Pfizer has unveiled further Phase III data showing that its JAK inhibitor tofacitinib met key primary and secondary endpoints in trials investigating the drug’s safety and efficacy in ulcerative colitis. 

After eights weeks’ treatment, a significantly greater proportion of patients receiving tofacitinib were found to be in remission compared to those taking a placebo - 18.5 percent versus 8.2 percent in the OCTAVE Induction 1 trial and 16.6 percent vs 3.6 percent in OCTAVE Induction 2. 

The two trials also showed that a significantly greater number of patients in the tofacitinib arm achieved the secondary endpoint of mucosal healing at week eight compared to placebo: 31.3 percent versus 15.6 percent and 28.4 percent compared to 11.6 percent, respectively. 

In another plus, the trials threw up no new safety signals for the drug.
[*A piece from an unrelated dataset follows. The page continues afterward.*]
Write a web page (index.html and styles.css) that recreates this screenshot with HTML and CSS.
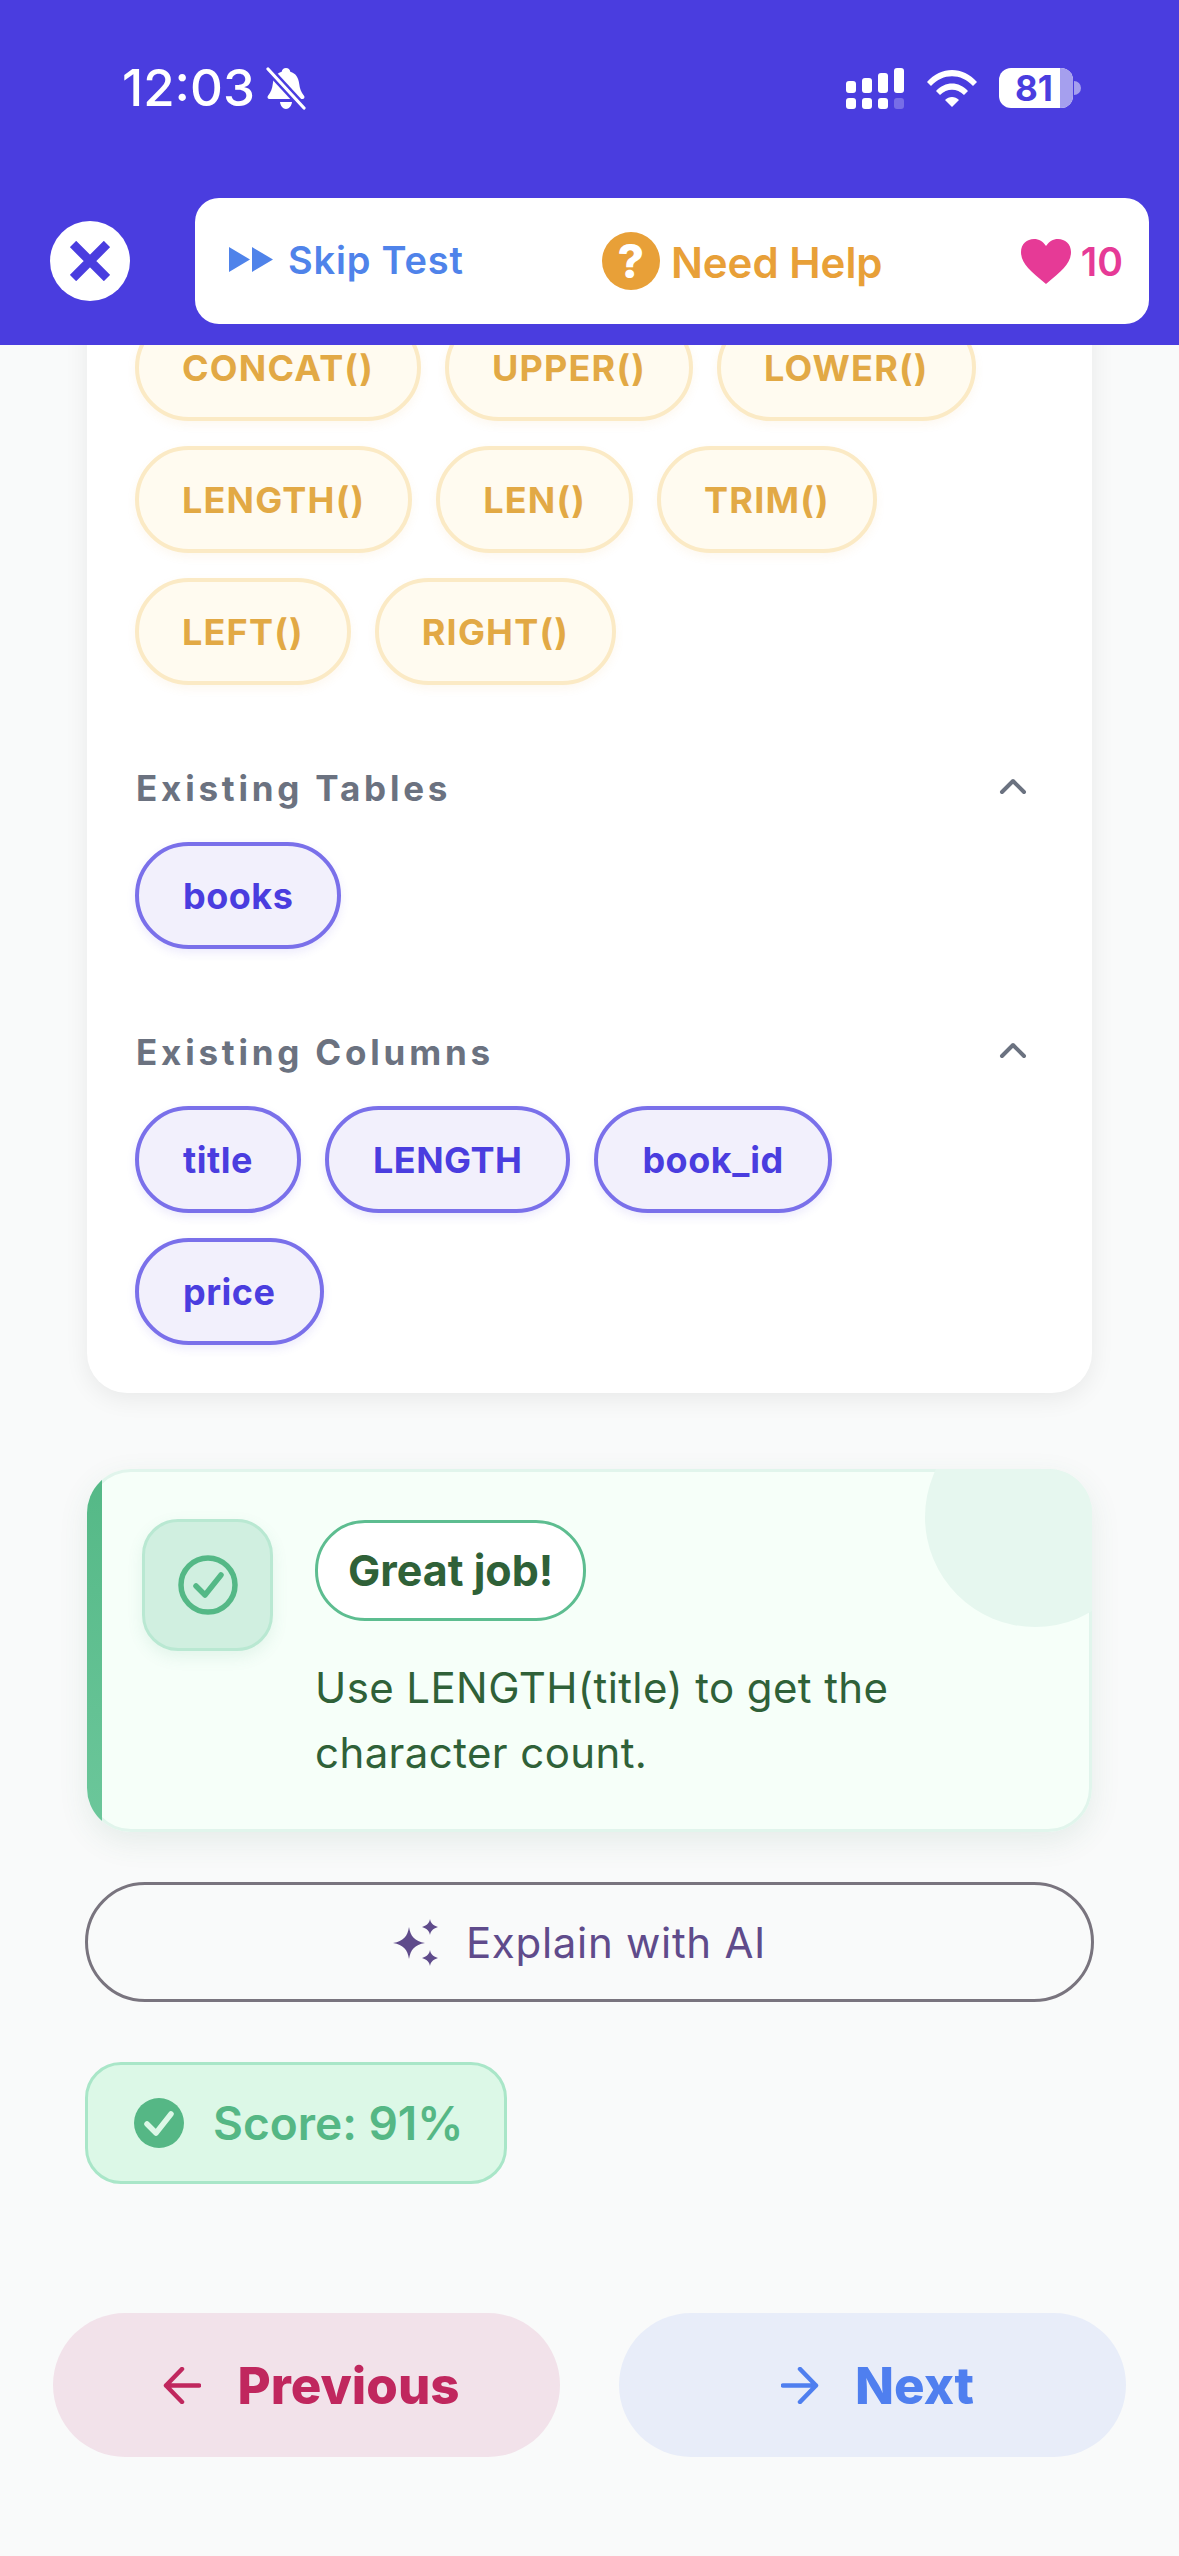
FILE: index.html
```html
<!DOCTYPE html>
<html lang="en">
<head>
  <meta charset="UTF-8">
  <meta name="viewport" content="width=device-width, initial-scale=1.0">
  <title>Test</title>
  <link rel="stylesheet" href="styles.css">
</head>
<body>
  <header class="top">
    <div class="status">
      <div class="status-left">
        <span class="time">12:03</span>
        <svg class="bell" viewBox="0 0 40 43">
          <path d="M20 1c2.400 0 4 1.700 4.300 3.700 5.500 1.500 8.200 6 8.900 12 .6 5 1.800 8.500 4.800 12 1.100 1.300.3 3.300-1.500 3.300H3.500c-1.800 0-2.600-2-1.500-3.300 3-3.500 4.200-7 4.800-12 .7-6 3.400-10.500 8.900-12C16 2.700 17.600 1 20 1zM14 35h12c-.5 4-3 7-6 7s-5.500-3-6-7z" fill="#fff"/>
          <path d="M2 2l36 39" stroke="#4a3ddf" stroke-width="8"/>
          <path d="M2 2l36 39" stroke="#fff" stroke-width="3.200" stroke-linecap="round"/>
        </svg>
      </div>
      <div class="status-right">
        <svg class="signal" viewBox="0 0 58 41" fill="#fff">
          <rect x="0" y="13" width="10" height="12" rx="3"/>
          <rect x="16" y="10" width="10" height="15" rx="3"/>
          <rect x="32" y="5" width="10" height="20" rx="3"/>
          <rect x="48" y="0" width="10" height="25" rx="3"/>
          <rect x="0" y="30" width="10" height="11" rx="3"/>
          <rect x="16" y="30" width="10" height="11" rx="3"/>
          <rect x="32" y="30" width="10" height="11" rx="3"/>
          <rect x="48" y="30" width="10" height="11" rx="3" opacity="0.25"/>
        </svg>
        <svg class="wifi" viewBox="0 0 50 37" fill="#fff">
          <path d="M0 12C14-4 36-4 50 12l-4 4C34 3 16 3 4 16z"/>
          <path d="M9 21c9-10 23-10 32 0l-4 4c-7-7-17-7-24 0z"/>
          <path d="M18 30c4-4 10-4 14 0l-7 7z"/>
        </svg>
        <div class="battery">
          <div class="battery-body">
            <span class="battery-num">81</span>
            <span class="battery-rest"></span>
          </div>
          <span class="battery-nub"></span>
        </div>
      </div>
    </div>
    <div class="toolbar">
      <button class="close">
        <svg viewBox="0 0 40 40"><path d="M3 3l34 34M37 3L3 37" stroke="#4a3ddf" stroke-width="9"/></svg>
      </button>
      <div class="panel">
        <div class="skip">
          <svg viewBox="0 0 44 27" fill="#4f83ea"><path d="M0 1l21 12.500L0 26zM23 1l21 12.500L23 26z"/></svg>
          <span>Skip Test</span>
        </div>
        <div class="help">
          <span class="help-mark">?</span>
          <span class="help-label">Need Help</span>
        </div>
        <div class="lives">
          <svg viewBox="0 0 50 45" fill="#e63a96"><path d="M25 45C9 32 0 24 0 13 0 5 6 0 13 0c5 0 9 2.500 12 7 3-4.500 7-7 12-7 7 0 13 5 13 13 0 11-9 19-25 32z"/></svg>
          <span>10</span>
        </div>
      </div>
    </div>
  </header>

  <main class="content">
    <section class="card">
      <div class="chips">
        <span class="chip chip-func">CONCAT()</span>
        <span class="chip chip-func">UPPER()</span>
        <span class="chip chip-func">LOWER()</span>
        <span class="chip chip-func">LENGTH()</span>
        <span class="chip chip-func">LEN()</span>
        <span class="chip chip-func">TRIM()</span>
        <span class="chip chip-func">LEFT()</span>
        <span class="chip chip-func">RIGHT()</span>
      </div>

      <div class="group-head">
        <span>Existing Tables</span>
        <svg viewBox="0 0 28 18"><path d="M3 15L14 4l11 11" fill="none" stroke="#6b7280" stroke-width="4" stroke-linecap="round" stroke-linejoin="round"/></svg>
      </div>
      <div class="chips">
        <span class="chip chip-name">books</span>
      </div>

      <div class="group-head">
        <span>Existing Columns</span>
        <svg viewBox="0 0 28 18"><path d="M3 15L14 4l11 11" fill="none" stroke="#6b7280" stroke-width="4" stroke-linecap="round" stroke-linejoin="round"/></svg>
      </div>
      <div class="chips">
        <span class="chip chip-name">title</span>
        <span class="chip chip-name">LENGTH</span>
        <span class="chip chip-name">book_id</span>
        <span class="chip chip-name">price</span>
      </div>
    </section>

    <section class="result">
      <div class="result-icon">
        <svg viewBox="0 0 60 60" fill="none" stroke="#54b886" stroke-width="5.500"><circle cx="30" cy="30" r="27"/><path d="M18 31l9 9 16-20" stroke-linecap="round" stroke-linejoin="round"/></svg>
      </div>
      <div class="result-body">
        <span class="result-tag">Great job!</span>
        <p class="result-text">Use LENGTH(title) to get the character count.</p>
      </div>
    </section>

    <button class="explain">
      <svg viewBox="0 0 45 47" fill="#5f4b8b">
        <path d="M16 8c1.500 9.500 5.500 14 16 16-10.500 2-14.500 6.500-16 16-1.500-9.500-5.500-14-16-16 10.500-2 14.500-6.500 16-16z"/>
        <path d="M37 0c.8 4 2.500 6 8 8-5.500 2-7.200 4-8 8-.8-4-2.500-6-8-8 5.500-2 7.200-4 8-8z"/>
        <path d="M37 31c.8 4 2.500 6 8 8-5.500 2-7.200 4-8 8-.8-4-2.500-6-8-8 5.500-2 7.200-4 8-8z"/>
      </svg>
      <span>Explain with AI</span>
    </button>

    <div class="score">
      <svg viewBox="0 0 50 50"><circle cx="25" cy="25" r="25" fill="#55b785"/><path d="M13 26l9 9 15-19" fill="none" stroke="#dcf8e7" stroke-width="5.500" stroke-linecap="round" stroke-linejoin="round"/></svg>
      <span>Score: 91%</span>
    </div>
  </main>

  <footer class="nav">
    <button class="nav-btn nav-prev">
      <svg viewBox="0 0 38 37"><path d="M36 18.500H3M19 2L3 18.500 19 35" fill="none" stroke="#c0275e" stroke-width="4.500" stroke-linecap="round" stroke-linejoin="round"/></svg>
      <span>Previous</span>
    </button>
    <button class="nav-btn nav-next">
      <svg viewBox="0 0 38 37"><path d="M2 18.500h33M19 2l16 16.500L19 35" fill="none" stroke="#4f7fef" stroke-width="4.500" stroke-linecap="round" stroke-linejoin="round"/></svg>
      <span>Next</span>
    </button>
  </footer>
</body>
</html>
```

FILE: styles.css
```css
* {
  box-sizing: border-box;
}

html,
body {
  margin: 0;
  padding: 0;
}

body {
  width: 1179px;
  height: 2556px;
  overflow: hidden;
  font-family: Inter, "Liberation Sans", sans-serif;
  background-color: #f9fafa;
}

button {
  font-family: inherit;
  cursor: pointer;
}

/* top bar */
.top {
  height: 345px;
  background-color: #4a3ddf;
  color: #fff;
}

.status {
  height: 198px;
  padding: 60px 98px 0 122px;
  display: flex;
  justify-content: space-between;
  align-items: flex-start;
}

.status-left {
  display: flex;
  align-items: center;
  gap: 11px;
  height: 56px;
}

.time {
  font-size: 51px;
  font-weight: 500;
  line-height: 56px;
}

.bell {
  width: 40px;
  height: 43px;
}

.status-right {
  display: flex;
  align-items: center;
  height: 42px;
  margin-top: 7px;
}

.signal {
  width: 58px;
  height: 41px;
}

.wifi {
  width: 50px;
  height: 37px;
  margin-left: 23px;
}

.battery {
  display: flex;
  align-items: center;
  margin-left: 22px;
}

.battery-body {
  display: flex;
  width: 74px;
  height: 40px;
  border-radius: 12px;
  overflow: hidden;
  background-color: #fff;
}

.battery-num {
  width: 61px;
  padding-left: 16px;
  font-size: 35px;
  font-weight: 700;
  line-height: 40px;
  color: #4a3ddf;
}

.battery-rest {
  flex: 1;
  background-color: #a59fee;
}

.battery-nub {
  width: 7px;
  height: 14px;
  margin-left: 1px;
  border-radius: 0 7px 7px 0;
  background-color: #a59fee;
}

.toolbar {
  display: flex;
  align-items: center;
  height: 126px;
  padding: 0 30px 0 50px;
}

.close {
  width: 80px;
  height: 80px;
  padding: 20px;
  border: none;
  border-radius: 50%;
  background-color: #fff;
  margin-right: 65px;
}

.close svg {
  display: block;
  width: 40px;
  height: 40px;
}

.panel {
  flex: 1;
  height: 126px;
  padding: 0 26px 0 34px;
  display: flex;
  justify-content: space-between;
  align-items: center;
  border-radius: 24px;
  background-color: #fff;
}

.skip {
  display: flex;
  align-items: center;
  gap: 15px;
  font-size: 38px;
  font-weight: 600;
  letter-spacing: 0.8px;
  color: #4f83ea;
  margin-top: -3px;
}

.skip svg {
  width: 44px;
  height: 27px;
}

.help {
  display: flex;
  align-items: center;
  gap: 11px;
  font-size: 42px;
  font-weight: 600;
  color: #e8a038;
}

.help-label {
  margin-top: 3px;
}

.help-mark {
  width: 58px;
  height: 58px;
  border-radius: 50%;
  background-color: #e8a038;
  color: #fff;
  font-size: 46px;
  font-weight: 800;
  line-height: 58px;
  text-align: center;
}

.lives {
  display: flex;
  align-items: center;
  gap: 10px;
  font-size: 39px;
  font-weight: 600;
  color: #e63a96;
}

.lives svg {
  width: 50px;
  height: 45px;
}

/* scrolling area */
.content {
  height: 1900px;
  overflow: hidden;
  padding: 0 85px;
  display: flex;
  flex-direction: column;
  align-items: stretch;
}

.card {
  flex: none;
  margin: -79px 2px 0;
  padding: 48px 65px 48px 48px;
  border-radius: 40px;
  background-color: #fff;
  box-shadow: 0 6px 24px rgba(0, 0, 0, 0.07);
}

.chips {
  display: flex;
  flex-wrap: wrap;
  gap: 25px 24px;
}

.chip {
  height: 107px;
  padding: 0 44px;
  display: flex;
  align-items: center;
  border-radius: 54px;
  border: 4px solid;
  font-size: 36px;
  font-weight: 700;
}

.chip-func {
  padding: 0 43px;
  letter-spacing: 1.2px;
  background-color: #fffbf0;
  border-color: #fbeac5;
  color: #e2a945;
  box-shadow: 0 4px 10px rgba(226, 169, 69, 0.08);
}

.chip-name {
  letter-spacing: 0.5px;
  background-color: #f2f0fc;
  border-color: #7a70ea;
  color: #4a3ddf;
  box-shadow: 0 4px 10px rgba(74, 61, 223, 0.1);
}

.group-head {
  height: 44px;
  margin: 81px 0 32px;
  padding-left: 1px;
  display: flex;
  justify-content: space-between;
  align-items: center;
  font-size: 35px;
  font-weight: 700;
  letter-spacing: 3.8px;
  color: #6b7280;
}

.group-head svg {
  width: 28px;
  height: 18px;
  margin-top: -4px;
}

.result {
  flex: none;
  position: relative;
  overflow: hidden;
  display: flex;
  gap: 42px;
  margin: 76px 2px 0;
  padding: 50px 48px 47px 55px;
  border-radius: 44px;
  background-color: #f6fff9;
  box-shadow: inset 0 0 0 3px #e1f5ec, 0 10px 30px rgba(60, 120, 90, 0.1);
}

.result::before {
  content: "";
  position: absolute;
  left: 0;
  top: 0;
  bottom: 0;
  width: 15px;
  background: linear-gradient(#54b886, #6cc79b);
}

.result::after {
  content: "";
  position: absolute;
  top: -62px;
  right: -53px;
  width: 220px;
  height: 220px;
  border-radius: 50%;
  background-color: #e6f7ef;
}

.result-icon {
  flex: none;
  width: 131px;
  height: 132px;
  display: flex;
  align-items: center;
  justify-content: center;
  border-radius: 36px;
  border: 3px solid #b9e8d2;
  background-color: #d0efe0;
  box-shadow: 0 6px 16px rgba(60, 150, 110, 0.1);
}

.result-icon svg {
  width: 60px;
  height: 60px;
}

.result-body {
  position: relative;
  z-index: 1;
  flex: 1;
  padding-top: 1px;
}

.result-tag {
  display: inline-block;
  height: 101px;
  padding: 0 30px;
  border-radius: 50px;
  border: 3px solid #5dbd90;
  background-color: #fff;
  font-size: 43px;
  font-weight: 700;
  line-height: 95px;
  color: #2f6138;
}

.result-text {
  margin: 34px 0 0;
  font-size: 42px;
  line-height: 65px;
  letter-spacing: 0.4px;
  color: #2f6138;
}

.explain {
  flex: none;
  height: 120px;
  margin-top: 50px;
  display: flex;
  align-items: center;
  justify-content: center;
  gap: 28px;
  padding: 0 20px 0 0;
  border: 3px solid #79747e;
  border-radius: 60px;
  background: none;
  font-size: 42px;
  letter-spacing: 0.7px;
  color: #5f4b8b;
}

.explain svg {
  width: 45px;
  height: 47px;
}

.score {
  flex: none;
  align-self: flex-start;
  height: 122px;
  margin-top: 60px;
  padding: 0 40px 0 46px;
  display: flex;
  align-items: center;
  gap: 29px;
  border-radius: 36px;
  border: 3px solid #a9e6c8;
  background-color: #dcf8e7;
  font-size: 46px;
  font-weight: 600;
  color: #55b785;
}

.score svg {
  width: 50px;
  height: 50px;
}

/* bottom buttons */
.nav {
  margin-top: 68px;
  padding: 0 53px;
  display: flex;
  gap: 59px;
}

.nav-btn {
  flex: 1;
  height: 144px;
  display: flex;
  align-items: center;
  justify-content: center;
  gap: 36px;
  padding: 0 0 0 10px;
  border: none;
  border-radius: 72px;
  font-size: 51px;
  font-weight: 800;
}

.nav-btn svg {
  width: 38px;
  height: 37px;
}

.nav-prev {
  background-color: #f2e2ea;
  color: #c0275e;
}

.nav-next {
  background-color: #e8edf9;
  color: #4f7fef;
}
```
Across both studies, a similar proportion of patients in the tofacitinib groups and the placebo groups reported an adverse event (AE) or serious AE (SAE) through week 8: in OCTAVE 1, rates of AEs and SAEs were 56.5 percent and 3.4 percent in the tofacitinib arm versus 59.8 percent and 4.1 percent in the placebo group, respectively; and in OCTAVE 2, rates were 54.1 percent and 4.2 percent verus 52.7 percent and 8.0 percent, respectively. 

Tofacitinib was first cleared by the US Food and Drug Administration in 2012 for the treatment of patients with moderately to severely active rheumatoid arthritis under the name Xeljanz, but was later declined (in 2015) as a treatment for moderate-to-severe chronic plaque psoriasis.

Xeljanz is the first JAK inhibitor being assessed for UC, a chronic, often debilitating inflammatory bowel disease that affects millions of people worldwide. The drug is also the first and only JAK inhibitor approved in over 40 countries for the second-line treatment of moderate to severe rheumatoid arthritis.